The impish Scot is not only fully clad throughout but dressed down in anonymous casuals. His little bleached-blonde wedge gives him a look of Tintin. And barely any use is made of the promising black chaise longue that is the sole item of furniture on the stage he shares with his excellent band. Oh, he's naughty, all right, but here in the guise of the returning prodigal ready to regale us with name-dropping (occasionally hilarious) anecdotes about his 10 years of adventures living in the US.

Indeed, the odd title of the show comes from his application for American citizenship. "I bought a blue car today" was the sample sentence he had to write out as part of his naturalisation test. At first he thought this was sweet and child-like; then it struck him as epitomising the gas-guzzling consumerism of the culture. No, the level of political comment is not high. There's a salute to Britain and its gay rights record (he and his boyfriend came over here to marry). There's the odd genial gibe at the US – "naturalisation", he remarks, implies that it's unnatural to be non-American. But, in general, he revels in his dual nationality – the US is lauded as the land where Alan found celebrity before he'd even got the hang of just how iconic were the honours being offered him (singing at Carnegie Hall, hosting Saturday Night Live etc).

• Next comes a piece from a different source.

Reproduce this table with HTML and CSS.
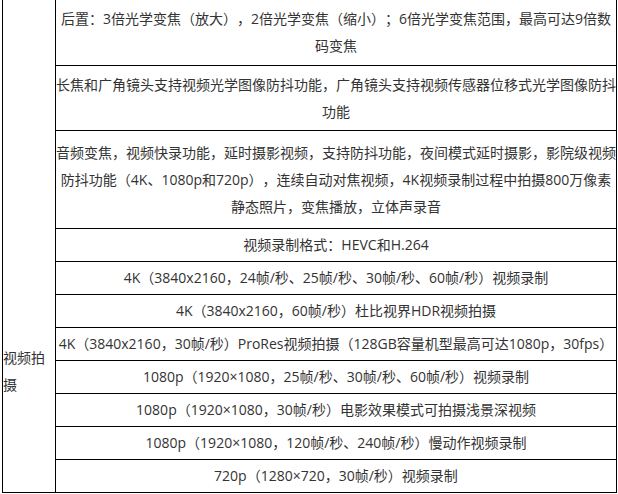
FILE: index.html
```html
<!DOCTYPE html>
<html lang="zh-CN">
<head>
<meta charset="utf-8">
<title>视频拍摄</title>
<link rel="stylesheet" href="styles.css">
</head>
<body>
<table class="spec">
  <colgroup>
    <col class="col-label">
    <col class="col-value">
  </colgroup>
  <tbody>
    <tr class="r2">
      <td class="label" rowspan="11">视频拍摄</td>
      <td>后置：3倍光学变焦（放大），2倍光学变焦（缩小）；6倍光学变焦范围，最高可达9倍数码变焦</td>
    </tr>
    <tr class="r2">
      <td>长焦和广角镜头支持视频光学图像防抖功能，广角镜头支持视频传感器位移式光学图像防抖功能</td>
    </tr>
    <tr class="r3">
      <td>音频变焦，视频快录功能，延时摄影视频，支持防抖功能，夜间模式延时摄影，影院级视频防抖功能（4K、1080p和720p），连续自动对焦视频，4K视频录制过程中拍摄800万像素静态照片，变焦播放，立体声录音</td>
    </tr>
    <tr class="r1"><td>视频录制格式：HEVC和H.264</td></tr>
    <tr class="r1"><td>4K（3840x2160，24帧/秒、25帧/秒、30帧/秒、60帧/秒）视频录制</td></tr>
    <tr class="r1"><td>4K（3840x2160，60帧/秒）杜比视界HDR视频拍摄</td></tr>
    <tr class="r1"><td>4K（3840x2160，30帧/秒）ProRes视频拍摄（128GB容量机型最高可达1080p，30fps）</td></tr>
    <tr class="r1"><td>1080p（1920×1080，25帧/秒、30帧/秒、60帧/秒）视频录制</td></tr>
    <tr class="r1"><td>1080p（1920×1080，30帧/秒）电影效果模式可拍摄浅景深视频</td></tr>
    <tr class="r1"><td>1080p（1920×1080，120帧/秒、240帧/秒）慢动作视频录制</td></tr>
    <tr class="r1"><td>720p（1280×720，30帧/秒）视频录制</td></tr>
  </tbody>
</table>
</body>
</html>
```

FILE: styles.css
```css
html, body {
  margin: 0;
  padding: 0;
  background: #fff;
}

body {
  font-family: "Open Sans", "Noto Sans CJK SC", "Noto Sans", sans-serif;
  font-size: 14px;
  color: #333;
  text-spacing-trim: space-all;
}

.spec {
  border-collapse: collapse;
  table-layout: fixed;
  width: 615px;
  margin-left: 2px;
}

.col-label {
  width: 53px;
}

.spec td {
  border: 1px solid #000;
  padding: 0;
  line-height: 27px;
  text-align: center;
  vertical-align: middle;
}

.spec tr:first-child td {
  border-top: 0;
}

.spec td.label {
  text-align: left;
  vertical-align: top;
  padding: 344px 8px 0 0;
}

.r1 {
  height: 33px;
}

.r2 {
  height: 65px;
}

.r3 {
  height: 98px;
}
```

He tells one hysterical story of failing to recognise Walter Cronkite when on the prowl for a dance partner in the audience of Cabaret and it's all the funnier because the eminent veteran gets the last laugh. But there's a surfeit of chummy, faux self-deprecation and the maudlin is in danger of outweighing the mordant in the musical numbers.

Cumming has undeniable and indefeasible charm. But what has happened to the scabrous Scot and the louche, sacrilegious elf? They seem unduly restrained in a piece that began life in New York and has perhaps miscalculated the degree of ingratiation needed on this side of the Atlantic.